When Hurricane Katrina ravaged New Orleans in 2005, contrary voices emerged. Perhaps, some thought, this much-celebrated but increasingly vulnerable coastal city shouldn't exist at all.
Why rebuild when another Category 5 storm was sure to strike again, creating fatalities in the thousands and property damages in the billions?
The documentary Jazz Fest: A New Orleans Story uses food, music and cultural pride to answer that question. A noble presumption underlies this somewhat scattered and perhaps over-reaching film: The world needs a place where musical approaches mix, mingle, and inform one another.
That place must also be located in the spot that gave birth to the uniquely American art form of jazz.
Frank Marshall and Ryan Suffern combine to direct a history of Jazz Fest, a musical gathering which began in 1971 when George Wein, founder of the Newport Jazz Festival, was asked to create a festival in New Orleans.
Musician Ellis Marsalis added his considerable wisdom to the effort, along with Quint Davis, a young man who Wein involved because of his enthusiasm for the music. Davis still serves as Jazz Fest’s producer.
Ellis Marsalis, by the way, is the father of Winton and Bradford Marsalis, musicians who appear in the film along with two other Marsalis musical brothers.
Any understanding of Jazz Fest begins with the idea that jazz is the father of many children. The festival includes everything from rock to R&B to hip-hop to traditional jazz, bounding from the infections rhythms of Pitbull to the country sway of Jimmy Buffett and onto a Bruce Springsteen appearance. Springsteen sang My City of Ruins at Jazz Fest after Katrina. The song works well even though it originally was written about Asbury Park, New Jersey.

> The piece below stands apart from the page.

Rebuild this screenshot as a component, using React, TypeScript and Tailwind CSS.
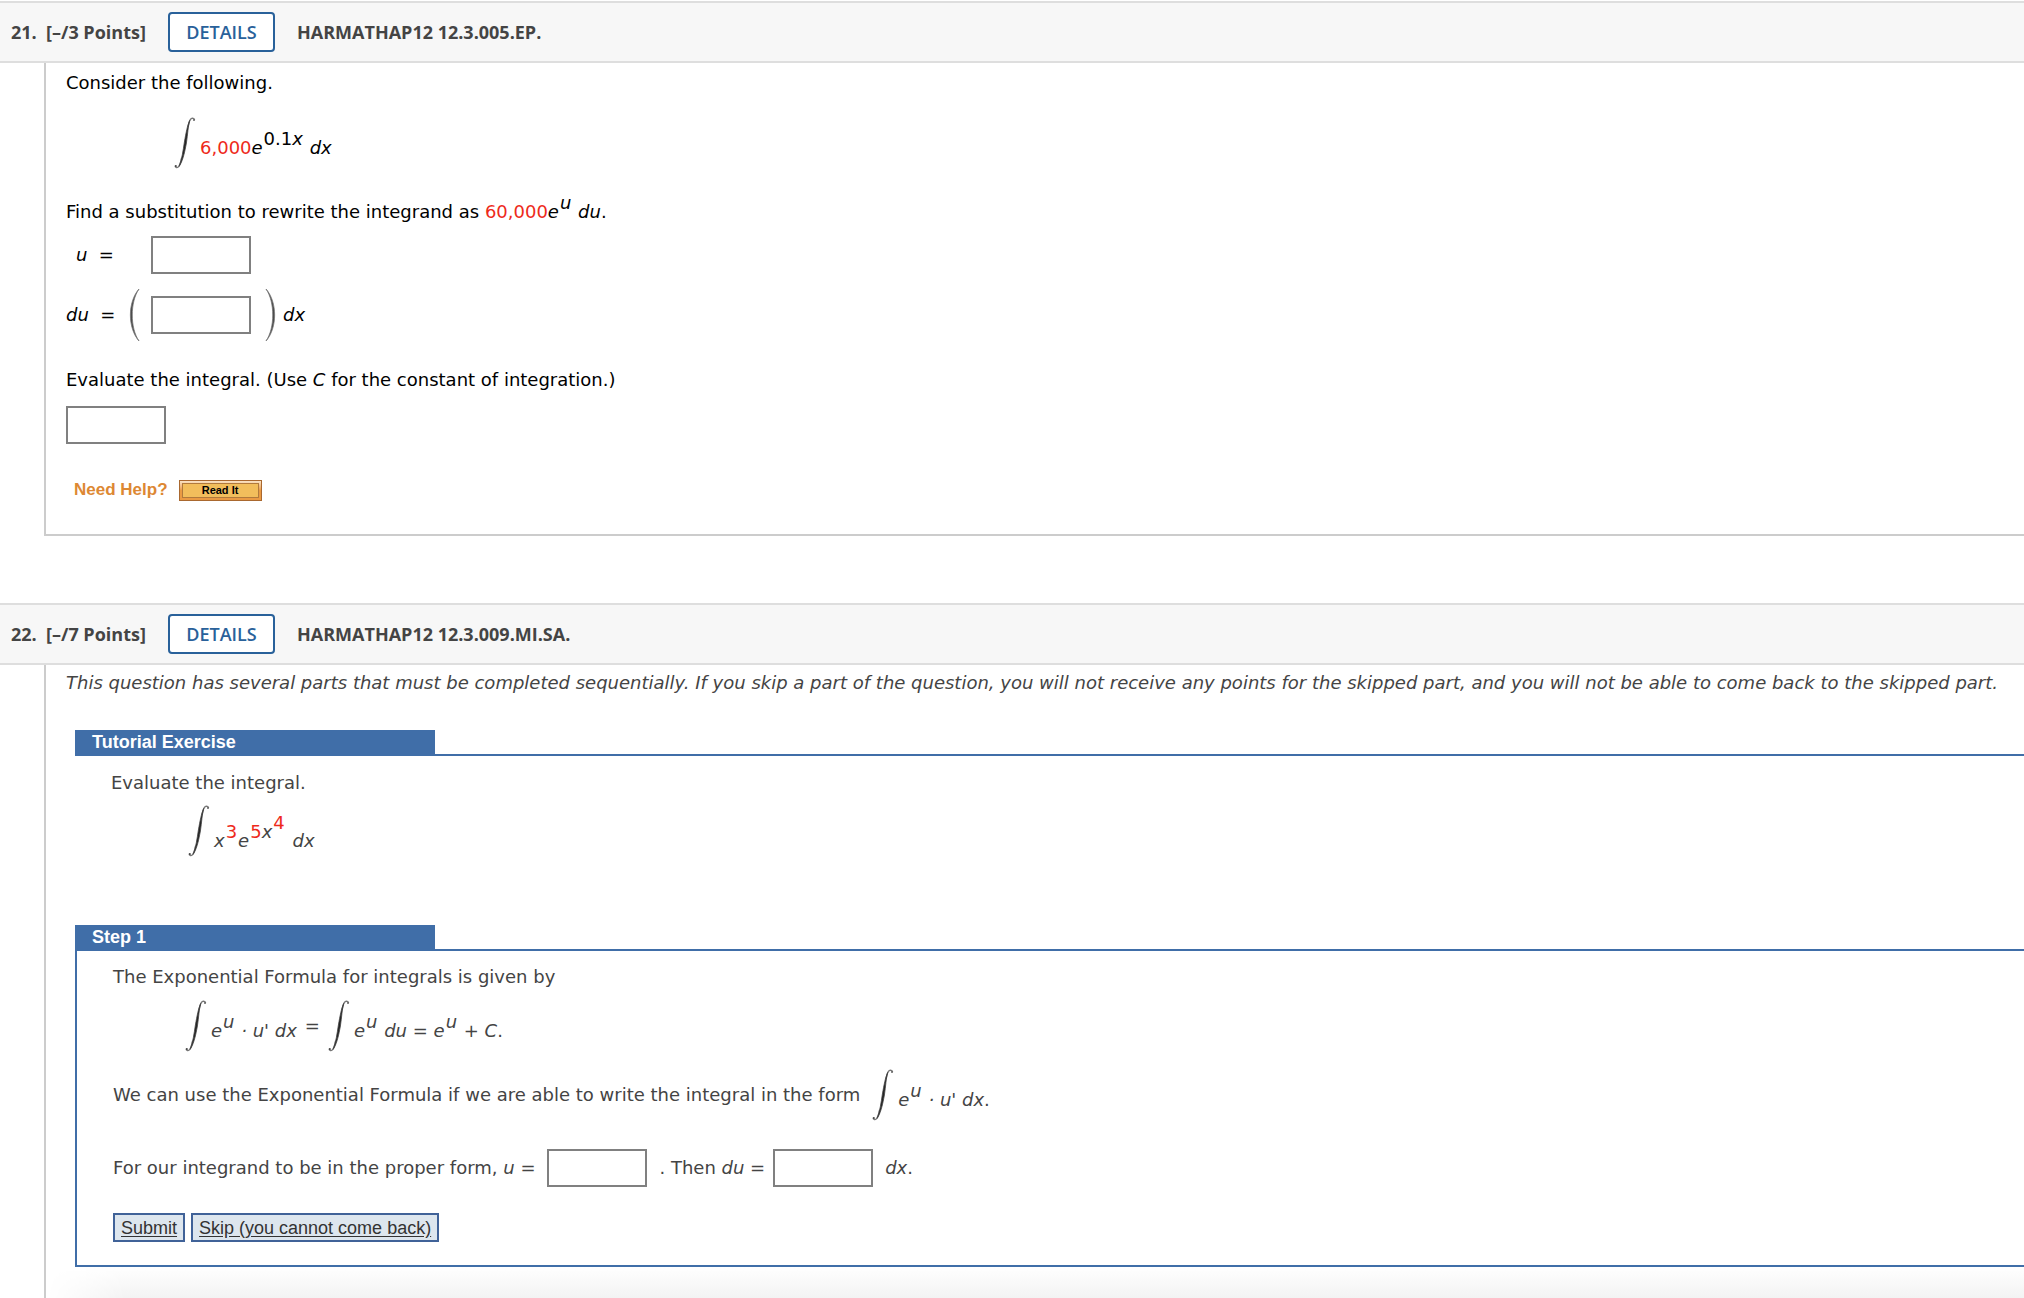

Not surprisingly, music becomes the film's best feature. The directors include snippets of performances from throughout Fest's history, highlighting numbers by Katy Perry, Al Green, Pitbull, the Revivalists, Irma Thomas, Aaron Neville, Buffett, and many more.
These days, some 7,000 musicians perform on 14 stages throughout Jazz Fest's eight-day run.
If Jazz Fest has critics, you won't hear them in a film that's wholeheartedly committed to the idea that the festival and its host city are nothing less than essential.
Covid shut the festival down for two years but it resumed in 2021. It’s not difficult to imagine that if all of New Orleans were destroyed by the next violent storm, Jazz Fest would continue to rock the ruins.